It’s difficult to live in Wisconsin and avoid seeing green and gold anywhere. After all, they are the official team colors of the Green Bay Packer’s football team. You see Packer jerseys, Packer jackets, Packer banners, and even Packer decals throughout the state. Though I imagine it probably helps that the team is currently undefeated this season. Since their founding in 1919 by Earl “Curly” Lambeau , the team has won a total of 13 NFL championships and has won four Super Bowls. The team also has the distinction of being the only major league professional sports team in the U.S. to be community-owned and non-profit.
After each game, radio stations here will typically air shows discussing that game’s events. That’s when the residence of our happy state have a chance to voice their opinions about why the team won or lost during that particular game. To me, football teams win for the same reasons organizations succeed or fail. It comes down to some very fundamental concepts, which I would of course like to share with you.

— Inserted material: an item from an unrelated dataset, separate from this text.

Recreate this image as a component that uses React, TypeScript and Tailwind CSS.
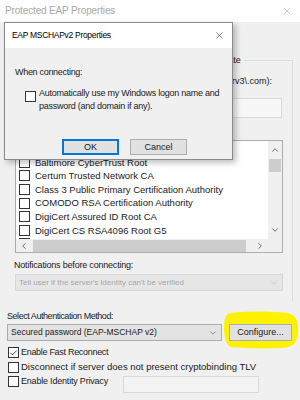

The first of these concepts is “Talent”. Every good organization needs to surround themselves with talented people—people that can get the job done with the resources that they have available to them. The Packers for example have had players like Mike Michalske, Don Hutson, Bart Starr, Jim Tayler, Brett Favre, Reggie White , and now Aaron Rodgers. But just having talent is not enough. Organizations need to focus on providing depth of talent in your worker pool. Like in football, unexplained things can happen. Someone might leave the organization for another, they might get injured, or they may simply retire. Having depth in your talent pool ensures that you can still manage to make the plays when you need, even when your “star players” are not able to be on the field.
This brings us to our next point. You cannot simply rely on a few players to pull out a win every time. It requires “Teamwork” and a willingness to share the burdens of failure, and those of victory as well. What fascinates me about the Packers this year is how the team has really pulled together as a winning unit. In the post-game interviews, you often hear a player talking about the entire team’s performance or complimenting other players for their contributions during the game. So instead of egos, it about winning. In the last game for example, the quarterback Aaron Rodgers could have easily attempted to pad his rating by staying in the game. But instead, he graciously allowed his backup to lead the team for the last part of the game. And then there’s receiver Donald Driver, who could easily complain that he needs more throws to him so he can increase his reception count before he eventually retires. But instead, Mr. Driver puts out a consistent performance every game and lets players like Greg Jennings and Jordy Nelson share in the spotlight. Does your organization have people willing to help others in the organization succeed? Or do you have people who want recognition for their performance even though others were involved? Is your worker pool flexible enough and generous enough to get the job done as a team?
And it really helps to be able to “change up the plays” from time to time. If your team is known for doing a certain thing, a certain way, every time, it is easy to predict what they will do next. Opponents can predict what your organization will do and then counter that strategy with one of their own. If you keep your organization nimble and flexible, your opponents are kept off-guard and you will have an advantage over them. But this means you must have a team that is able to cope with the changes that you make on your path to victory.
It might help to establish some type of “Strong Leadership” in your winning organization. When you have talented people and good teamwork, sometimes the team starts doing things that you might not expect. In football, this amounts to changing the play at the line. This may work in certain situations, and it might actually be necessary, like in a blitz-type situation where the team is suddenly and unexpectedly overwhelmed. In these situations, you want your team to be able to make a quick adjustment to get out of trouble. But ultimately, you need a game plan and someone like a head coach to make the overall decisions. You need someone that will look beyond the currently play—someone that is looking at the entire game or season. Basically, you need a leader.
One of the things that a good leader does in football is manage the time effectively. “Time Management” is a key component to winning football games. This is why you see teams run the ball when they are several scores ahead of the other team. This is also why you see hurry-up offenses when the team is behind. It’s all about managing the time you have effectively, and this is no different in organizations outside of sports. Setting deadlines, meeting milestones, and establishing schedules are all important to having a winning organization. Unlike football though, if you mismanage your time, you don’t just lose the game, you could lose valuable resources and money.
So, there you have it. Those were my top reasons why I think the Packers are doing well this season. And they are like any organization. Where our organization may have a goal to sell more widgets in the coming year, the Packers are looking to make it to the next Superbowl and win it. I have no doubt that they can achieve that goal, if they continue to keep have a team with Talent, Teamwork and Strong Leadership, as well as the ability to Change-Up the Plays and can maintain affective Time Management.